Bien sûr, les nobles qui commerçaient à Srivijaya restaient en Indonésie. Je ne sais pas le contenu du « deal » entre les princes, les nobles de là-bas et les Vazimba, les Wak, il n’y a pas de traces archéologiques pour avancer quoi que ce soit. En tout cas, il y avait une implantation et de l’exportation depuis Madagascar. Le plus connu est Ratrimo, il était le chef de ceux qui sont restés dans la Grande Île, des Vazimba. Ils ont suivi l’Ikopa pour entrer à l’intérieur en terre centrale.
Après, il y a eu la guerre et l’occupation indienne, qu’en est-il comme conséquences au sein du prospère Srivijaya ?
Au douzième siècle, les Chola, hindous de l’Inde ont attaqué Srivijaya. Peut- être cela expliquerait pourquoi nous n’aimons pas les Indiens, parce que c’est inscrit dans notre « adn » historique. Quand la noblesse de Srivijaya a été démantelée, les nobles sont alors venus à Madagascar. Ils ne se sont pas enfuis, mais ils étaient en mal d’influence en Indonésie, remplacés par les Chola. Par contre, ils avaient encore une forte influence dans leur comptoir malgache. Ces nobles indonésiens étaient menés par Andriantomara, ils sont entrés par Maroantsetra.
Et Fanongoavana s’est inscrit dans l’histoire…

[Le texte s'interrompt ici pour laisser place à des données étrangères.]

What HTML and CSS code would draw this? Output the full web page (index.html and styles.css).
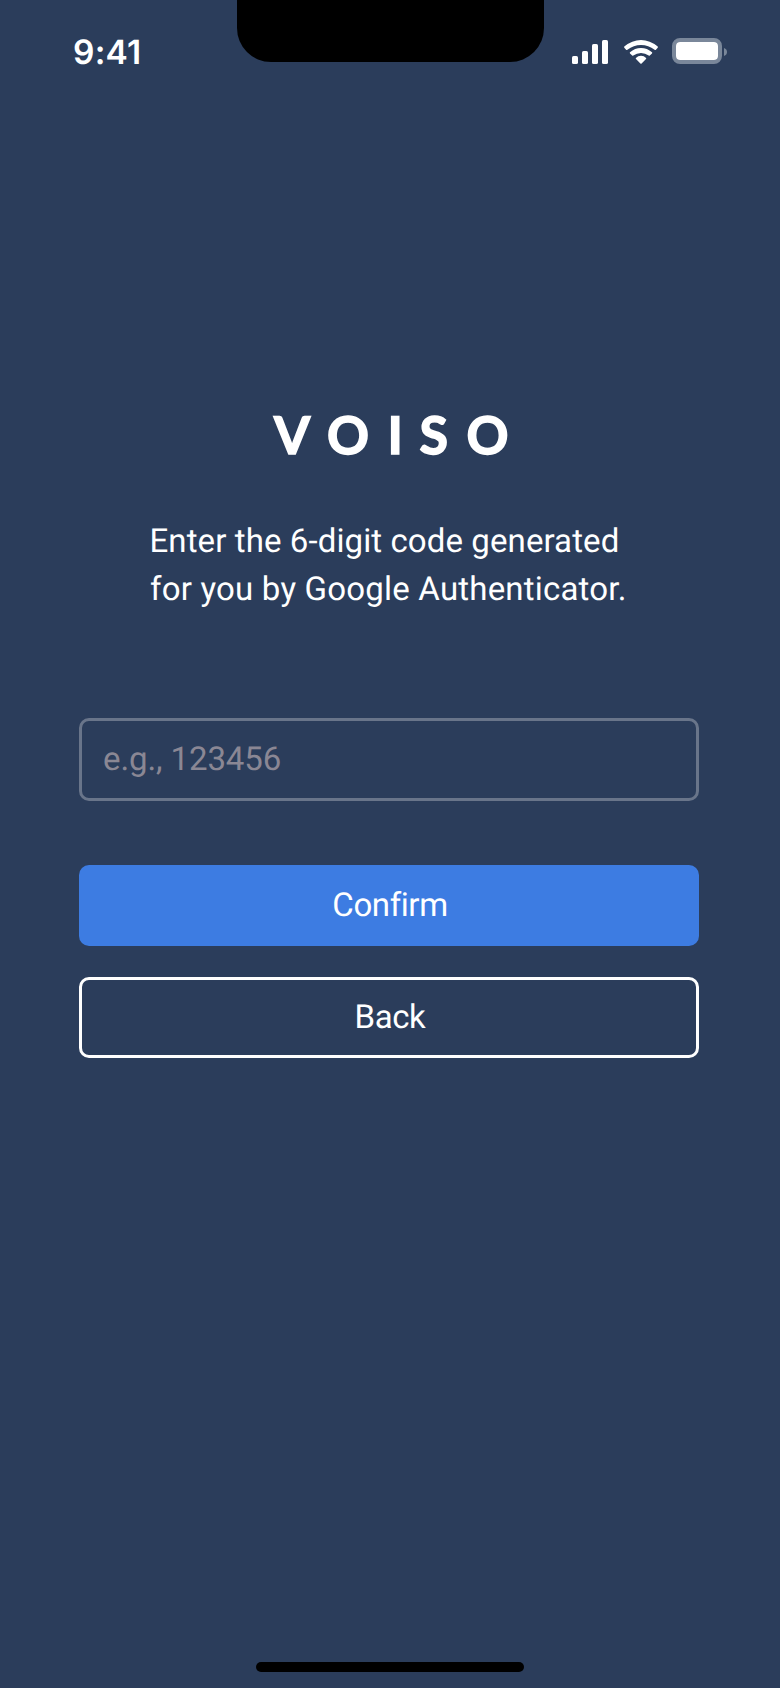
FILE: index.html
```html
<!DOCTYPE html>
<html lang="en">
<head>
<meta charset="utf-8">
<title>Voiso</title>
<link rel="stylesheet" href="styles.css">
</head>
<body>
<div class="screen">
  <header class="status">
    <span class="time">9:41</span>
    <div class="notch"></div>
    <svg class="indicators" width="156" height="28" viewBox="0 0 156 28" fill="#fff">
      <rect x="0" y="18" width="6" height="8" rx="1.6"/>
      <rect x="10" y="13" width="6" height="13" rx="1.6"/>
      <rect x="20" y="6" width="6" height="20" rx="1.6"/>
      <rect x="30" y="2" width="6" height="24" rx="1.6"/>
      <path d="M52.3 8.6Q60 2 69 2T85.700 8.600Q86.200 9.200 85.700 9.700L83.700 11.900Q83.200 12.300 82.600 11.800Q76.500 6.900 69 6.900T55.400 11.800Q54.800 12.300 54.300 11.900L52.300 9.700Q51.800 9.200 52.300 8.600Z"/>
      <path d="M58 14.300Q62.800 9.900 69 9.900T80 14.300Q80.500 14.900 80 15.400L77.800 17.600Q77.300 18.100 76.700 17.600Q73.300 14.900 69 14.900T61.300 17.600Q60.700 18.100 60.200 17.600L58 15.400Q57.500 14.900 58 14.300Z"/>
      <path d="M63.900 20Q66 17.800 69 17.800T74.100 20Q74.500 20.600 74 21.100L69.600 25.500Q69 26 68.400 25.500L64 21.100Q63.500 20.600 63.900 20Z"/>
      <rect x="102" y="2" width="46" height="22" rx="6" fill="none" stroke="#7a879a" stroke-width="4"/>
      <rect x="104" y="4" width="42" height="18" rx="4"/>
      <path d="M152 10Q155 11.200 155 14T152 18Z" fill="#7a879a"/>
    </svg>
  </header>
  <main class="content">
    <h1 class="logo"><span class="v">V</span><span class="o">O</span><span class="i">I</span><span class="s">S</span><span class="o">O</span></h1>
    <p class="intro"><span class="line first">Enter the 6-digit code generated</span><span class="line second">for you by Google Authenticator.</span></p>
    <form class="form">
      <div class="field"><span class="hint">e.g., 123456</span></div>
      <div class="button primary"><span>Confirm</span></div>
      <div class="button outline"><span>Back</span></div>
    </form>
  </main>
  <div class="home"></div>
</div>
</body>
</html>
```
FILE: styles.css
```css
* { box-sizing: border-box; }
body { margin: 0; background: #2b3d5b; }
.screen {
  width: 780px; height: 1688px; overflow: hidden;
  display: flex; flex-direction: column; align-items: center;
  background: #2b3d5b; color: #fff;
  font-family: Roboto, "Liberation Sans", sans-serif; font-size: 33px;
  text-rendering: geometricPrecision;
}
.status { width: 100%; height: 94px; display: grid; grid-template-columns: 236.500px 307px 1fr; }
.time {
  padding: 33px 0 0 73px;
  font: 600 33.500px/40px Inter, "Liberation Sans", sans-serif; letter-spacing: .2px;
}
.notch { height: 62px; background: #000; border-radius: 0 0 34px 34px; }
.indicators { margin: 38px 0 0 28.500px; }
.content { width: 620px; margin-right: 2px; padding-top: 310px; flex: 1; }
.logo {
  display: flex; margin: 0 0 0 195px; height: 62px;
  font: 700 52px/62px Lato, "Liberation Sans", sans-serif;
  -webkit-text-stroke: 1.500px #fff;
}
.logo .v { width: 53px; }
.logo .o { width: 60.500px; }
.logo .i { width: 32px; }
.logo .s { width: 47px; }
.intro { margin: 51.500px 0 0 70.500px; line-height: 48px; }
.line { display: block; white-space: nowrap; width: max-content; }
.first { letter-spacing: .1px; }
.second { letter-spacing: .2px; padding-left: .5px; }
.form { padding-top: 104.500px; }
.field {
  height: 83px; padding-left: 21px; display: flex; align-items: center;
  border: 3px solid #69758a; border-radius: 10px; color: #8a8794;
}
.hint { letter-spacing: -.1px; }
.button {
  height: 80.500px; display: flex; align-items: center; justify-content: center;
  border-radius: 10px; letter-spacing: -.4px;
}
.button span { margin-left: 2px; }
.primary { margin-top: 64px; background: #3d7ce2; }
.outline { margin-top: 31.500px; border: 3px solid #fff; }
.home { width: 268px; height: 10px; margin-bottom: 16px; border-radius: 5px; background: #000; }
```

Et c’est là le problème. Les nobles venus d’Indonésie ont exigé obéissance, puisque le comptoir leur appartenait. Alors que les Vazimba déjà installés à Fanongoavana, ayant réussi à faire fructifier leur commerce n’ont pas abdiqué. Il y a eu une guerre. Andriantomaro a réussi à vaincre Ratrimo et ses descendants. Voilà pourquoi, Fanongoavana veut dire, deux choses qui s’entrechoquent, qui s’opposent.